Thursday, October 23, 2008

The Empty Office

My husband is a dedicated and intelligent man. He graduated from law school at the top of his class, nearly twelve years ago. During his law school years he worked full-time during the day and went to school at night. This intense educational time frame also corresponded with the years that all three of our kids were born; making it even more of a challenge and even more of an accomplishment, for sure.

Shortly after he graduated, we started an online business together that made it possible for us to work together 24-7 and be at home with the little ones. We were busy in every aspect of the word and put in so much time and exertion, as we watched the business grow and tried to make our little venture succeed. And it has. For almost 12 years now, we rely on the shopping habits of internet-land customers to keep us busy, while their collectibles-focused shopping sprees pay our bills. Somewhere along the line, he also obtained his real estate license. The income from this extra job, we had decided, would be our "play money." But as so often happens, this eventually became "necessary money," as we slowly became more habituated to higher expectations of living.

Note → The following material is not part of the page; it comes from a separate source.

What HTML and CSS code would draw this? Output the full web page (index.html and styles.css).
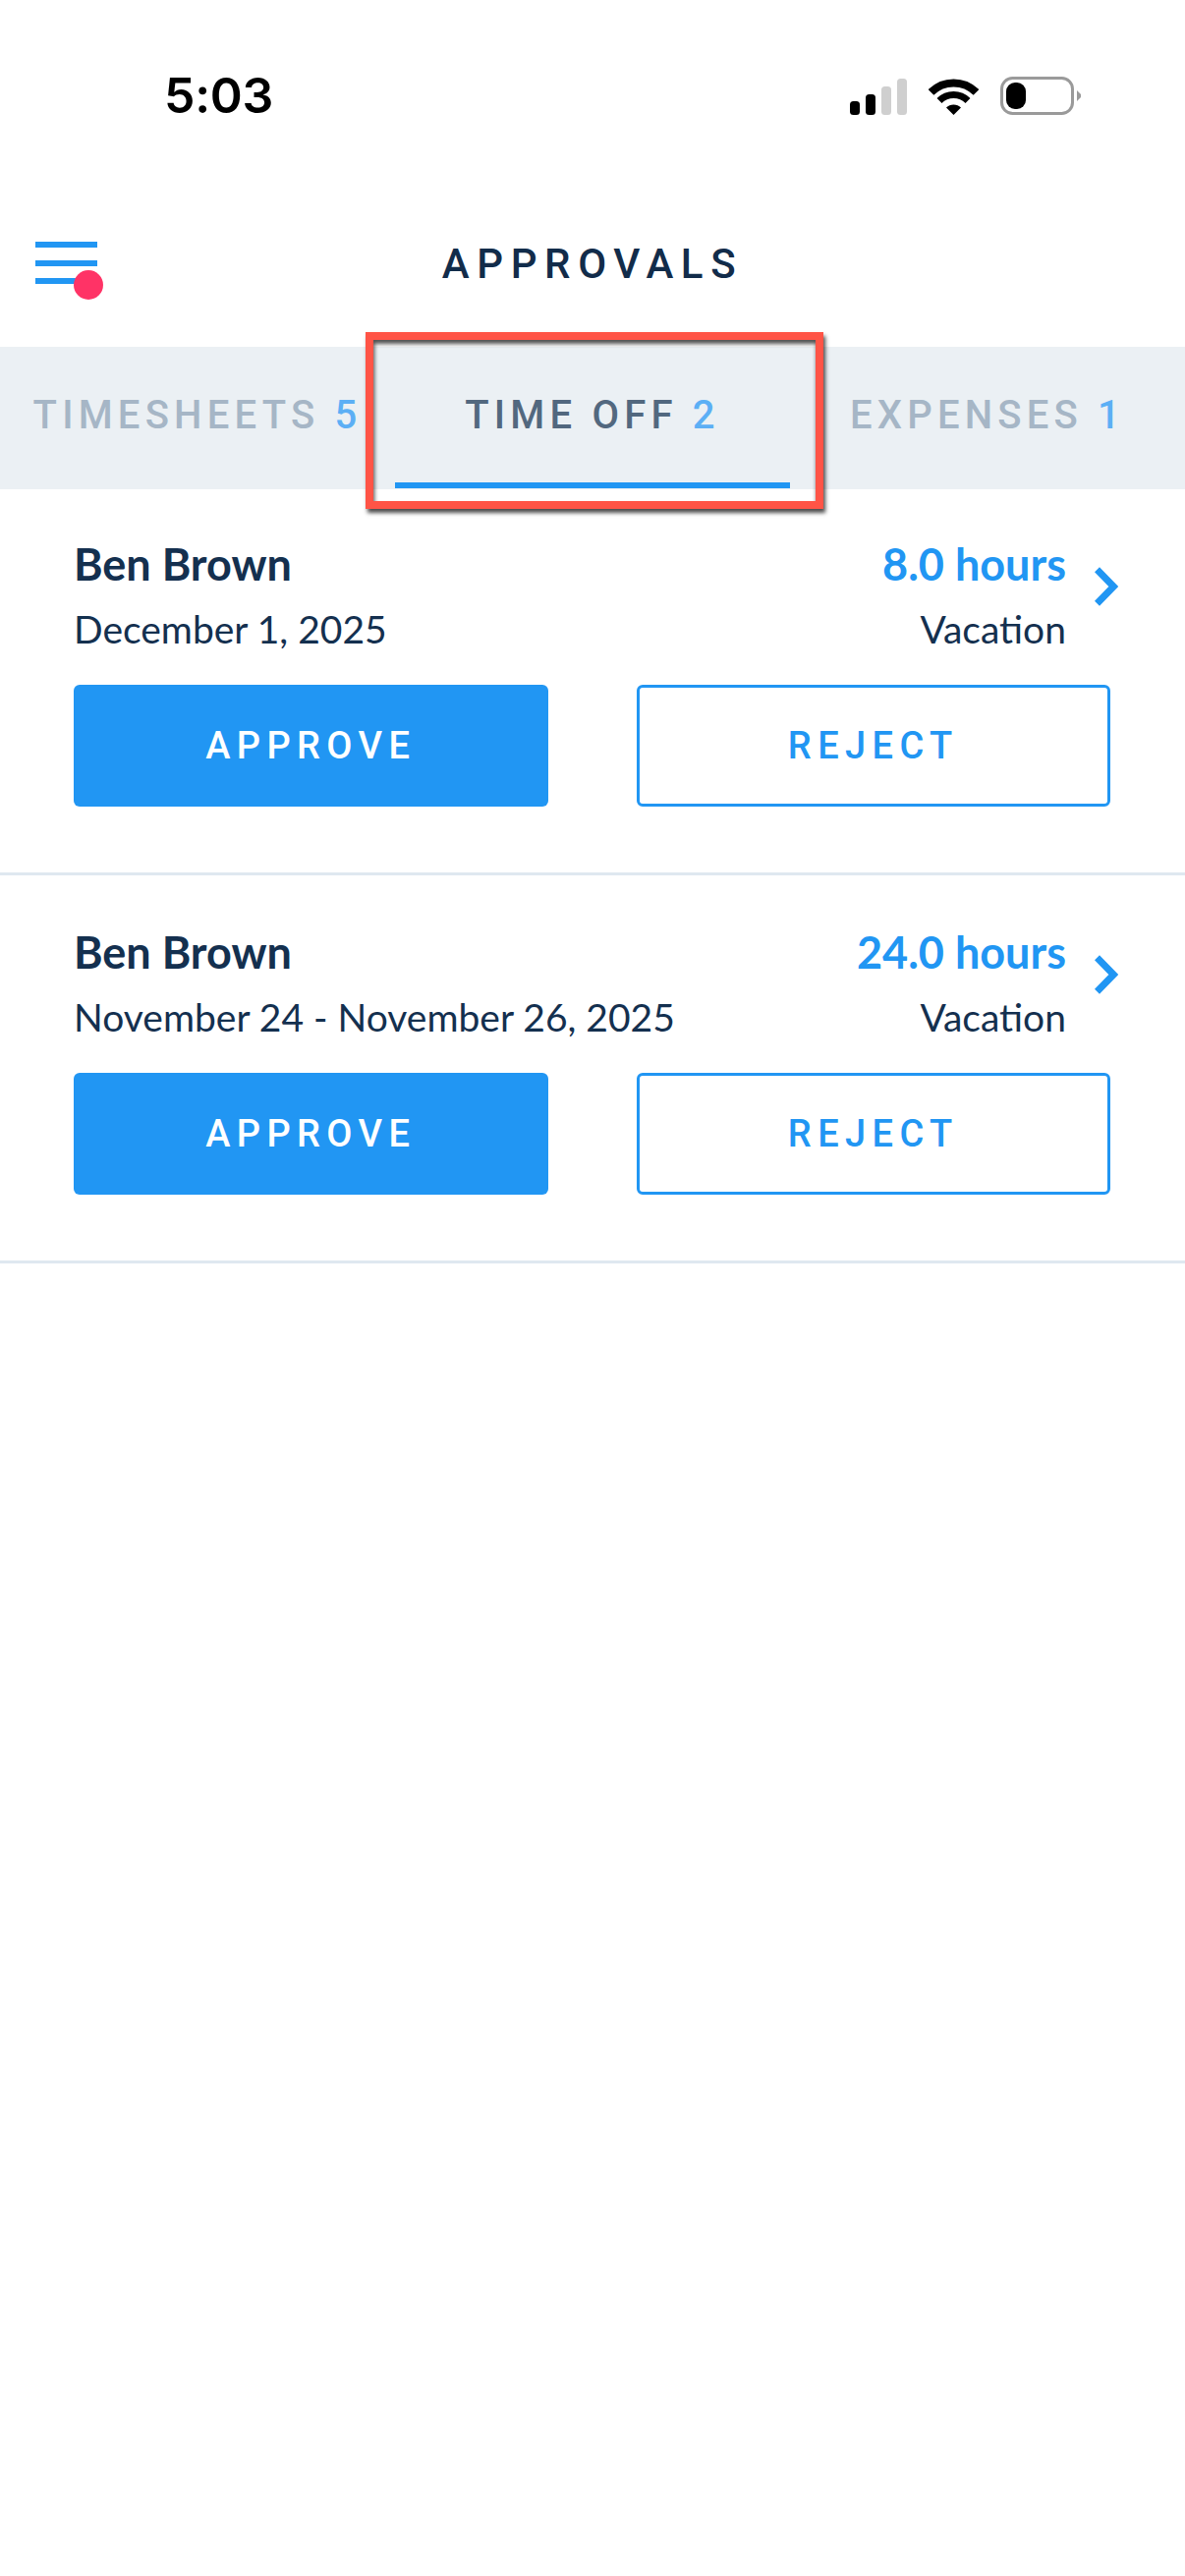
FILE: index.html
```html
<!DOCTYPE html>
<html lang="en">
<head>
    <meta charset="utf-8">
    <title>Approvals</title>
    <link rel="stylesheet" href="styles.css">
</head>
<body>
<div class="status-bar">
    <span class="time">5:03</span>
    <div class="status-icons">
        <svg width="58" height="37" viewBox="0 0 58 37">
            <rect x="0" y="23" width="10" height="14" rx="3.5" fill="#000"></rect>
            <rect x="16" y="16" width="10" height="21" rx="3.5" fill="#000"></rect>
            <rect x="32" y="8" width="10" height="29" rx="3.5" fill="#cfcfcf"></rect>
            <rect x="48" y="0" width="10" height="37" rx="3.5" fill="#cfcfcf"></rect>
        </svg>
        <svg width="51" height="37" viewBox="0 0 51 37">
            <path d="M2.5 14A32.5 32.5 0 0 1 48.5 14" fill="none" stroke="#000" stroke-width="8"></path>
            <path d="M11 22.5A20.5 20.5 0 0 1 40 22.5" fill="none" stroke="#000" stroke-width="7"></path>
            <path d="M25.5 37L18 29.5A10.6 10.6 0 0 1 33 29.5Z" fill="#000"></path>
        </svg>
        <svg width="82" height="39" viewBox="0 0 82 39">
            <rect x="1.5" y="1.5" width="72" height="36" rx="11" fill="none" stroke="#9a9a9a" stroke-width="3"></rect>
            <rect x="6" y="6" width="20" height="27" rx="9" fill="#000"></rect>
            <path d="M78 14L82 18V21L78 25Z" fill="#9a9a9a"></path>
        </svg>
    </div>
</div>

<header class="header">
    <div class="menu-btn">
        <i></i><i></i><i></i>
        <span class="menu-dot"></span>
    </div>
    <h1 class="title">APPROVALS</h1>
</header>

<nav class="tabs">
    <div class="tab">TIMESHEETS <b>5</b></div>
    <div class="tab active">TIME OFF <b>2</b></div>
    <div class="tab">EXPENSES <b>1</b></div>
    <div class="callout"></div>
</nav>

<main class="list">
    <section class="card">
        <div class="card-info">
            <div class="card-left">
                <div class="name">Ben Brown</div>
                <div class="sub">December 1, 2025</div>
            </div>
            <div class="card-right">
                <div class="hours">8.0 hours</div>
                <div class="sub">Vacation</div>
            </div>
            <svg class="chevron" width="24" height="40" viewBox="0 0 24 40">
                <path d="M2.5 2.8L19.3 20L2.5 37.2" fill="none" stroke="#2196f3" stroke-width="7"></path>
            </svg>
        </div>
        <div class="actions">
            <button class="btn btn-primary">APPROVE</button>
            <button class="btn btn-outline">REJECT</button>
        </div>
    </section>

    <section class="card">
        <div class="card-info">
            <div class="card-left">
                <div class="name">Ben Brown</div>
                <div class="sub">November 24 - November 26, 2025</div>
            </div>
            <div class="card-right">
                <div class="hours">24.0 hours</div>
                <div class="sub">Vacation</div>
            </div>
            <svg class="chevron" width="24" height="40" viewBox="0 0 24 40">
                <path d="M2.5 2.8L19.3 20L2.5 37.2" fill="none" stroke="#2196f3" stroke-width="7"></path>
            </svg>
        </div>
        <div class="actions">
            <button class="btn btn-primary">APPROVE</button>
            <button class="btn btn-outline">REJECT</button>
        </div>
    </section>
</main>
</body>
</html>
```

FILE: styles.css
```css
html, body {
    padding: 0;
    margin: 0;
    width: 100%;
    height: 100%;
    background-color: #fff;
    font-family: Lato, "Noto Sans", sans-serif;
    color: #14304f;
}

.status-bar {
    display: flex;
    justify-content: space-between;
    align-items: flex-start;
    box-sizing: border-box;
    height: 150px;
    padding: 78px 106px 0 167px;
}

.time {
    font-family: Inter, sans-serif;
    font-size: 50px;
    font-weight: 600;
    letter-spacing: -.3px;
    line-height: 39px;
    color: #000;
}

.status-icons {
    display: flex;
    align-items: flex-end;
    gap: 22px;
}

.status-icons svg {
    display: block;
}

.header {
    display: flex;
    align-items: center;
    justify-content: center;
    position: relative;
    box-sizing: border-box;
    height: 203px;
    padding-top: 34px;
}

.menu-btn {
    position: absolute;
    left: 36px;
    top: 96px;
    width: 63px;
    display: flex;
    flex-direction: column;
    gap: 12.5px;
}

.menu-btn i {
    display: block;
    height: 6px;
    background-color: #2196f3;
}

.menu-dot {
    position: absolute;
    right: -6px;
    bottom: -16px;
    width: 30px;
    height: 30px;
    border-radius: 50%;
    background-color: #ff3366;
}

.title {
    margin: 0;
    font-family: Roboto, sans-serif;
    font-size: 42px;
    font-weight: 500;
    letter-spacing: 7.6px;
    color: #122c4a;
}

.tabs {
    display: flex;
    position: relative;
    height: 145px;
    background-color: #ebf0f4;
}

.tab {
    flex: 1;
    box-sizing: border-box;
    text-align: center;
    white-space: nowrap;
    padding-top: 47px;
    font-family: Roboto, sans-serif;
    font-size: 40px;
    font-weight: 500;
    line-height: 45px;
    letter-spacing: 5.2px;
    color: #a6b6c6;
}

.tab b {
    font-weight: 500;
    color: #5caff5;
}

.tab.active {
    color: #52687f;
    border-bottom: 6px solid #2196f3;
    height: 144px;
}

.callout {
    position: absolute;
    left: 372px;
    top: -15px;
    width: 466px;
    height: 180px;
    box-sizing: border-box;
    border: 8px solid #ff5446;
    box-shadow: 2px 4px 4px rgba(0, 0, 0, .7), inset 1px 4px 4px rgba(0, 0, 0, .7);
}

.list {
    margin-top: -2px;
}

.card {
    box-sizing: border-box;
    height: 395px;
    padding: 51px 76px 0 75px;
    border-bottom: 3px solid #dfe8f0;
}

.card-info {
    display: flex;
    align-items: flex-start;
}

.card-left {
    flex: 1;
}

.card-right {
    text-align: right;
}

.name, .hours {
    font-size: 45px;
    font-weight: 700;
    line-height: 54px;
}

.hours {
    color: #2196f3;
}

.sub {
    margin-top: 16px;
    font-size: 39px;
    line-height: 47px;
    color: #14304f;
}

.chevron {
    flex: none;
    margin: 30px -8px 0 29px;
}

.actions {
    display: grid;
    grid-template-columns: 1fr 1fr;
    gap: 90px;
    margin-top: 33px;
}

.btn {
    height: 124px;
    box-sizing: border-box;
    border-radius: 6px;
    font-family: Roboto, sans-serif;
    font-size: 38px;
    font-weight: 500;
    letter-spacing: 6.4px;
}

.btn-primary {
    background-color: #2196f3;
    border: none;
    color: #fff;
}

.btn-outline {
    background-color: #fff;
    border: 3px solid #2196f3;
    color: #2196f3;
}
```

So when the real estate market crumbled, we were faced with the strange ultimatum of not be allowed the luxury of working side-by-side, as we had been so accustomed to over the last decade. And so the roles we had played in the business shifted, as I acquired the responsibilities of some of the tasks that he used to carry out every day, while he found a great new job out in the **gasp** "real" (as in not-online) world.

We are quite grateful for the stability of - and the income from - his new career; so I am, by no means, complaining here. But it is suffice to say that the adjustment of settling into these new roles and playing the solitaire game of business was pretty hard for me to get used to. It's not so much the extra work that I mind, because I have this annoying, compulsive habit of over-working myself anyway; but rather the lack of my constant companion and business partner that took some getting used to (and still does).

I go through phases where it all seems apropos and cool. And then, on days like today, I feel a little more lonely and nostalgically reminiscent of the "way things were" for so many years.

It's funny how life truly does take you on one big roller coaster ride. The twists and turns, the ups and downs; the mazes of situations to ride your way through and to find your peace with. They are all an incredible part of the journey. I hesitate to feel melancholy at a time when so many struggle just to find a job, since we are so lucky to both have good ones; but certain days, I just really miss my best friend being across the desk from me and the comfort of his smile.

**Appropriately, this CD (The Martinis: Smitten) is persistently playing in my office. I especially adore track # 3: "You Are The One" and love that Joey Santiago is the guitarist in the band (ahhhh... the good old days of front row spots @ The Pixies shows).

4 comments:

Anonymous said...

Oh Jinxi. You rule. I miss our nice lunch outings and time that we got to spend together for so many years. I am truly so lucky to get to walk through life by your side. Love you so much and miss you even more.

Steve

Diz Rivera said...

I'm sorry you're loney Jinxi. Maybe it won't be forever that he has to work a "real job"!

Jannie Funster said...

This is such a sweet post.

My husband and I used to work together in his car business until the day before our daughter was born. She is now 7. I would probably not handle very well working with him again because I like my days at home alone when Kelly's at school.

I feel a bit ashamed of myself for enjoying my creative time by myself now that I read such a loving post to your hubby and how you miss those working-together times.

But I'll try to get over it.

web-wench said...

I hope you both are able to work together again soon, Jinxi!! You guys are such an inspiration and you sure deserve the very best life has to offer.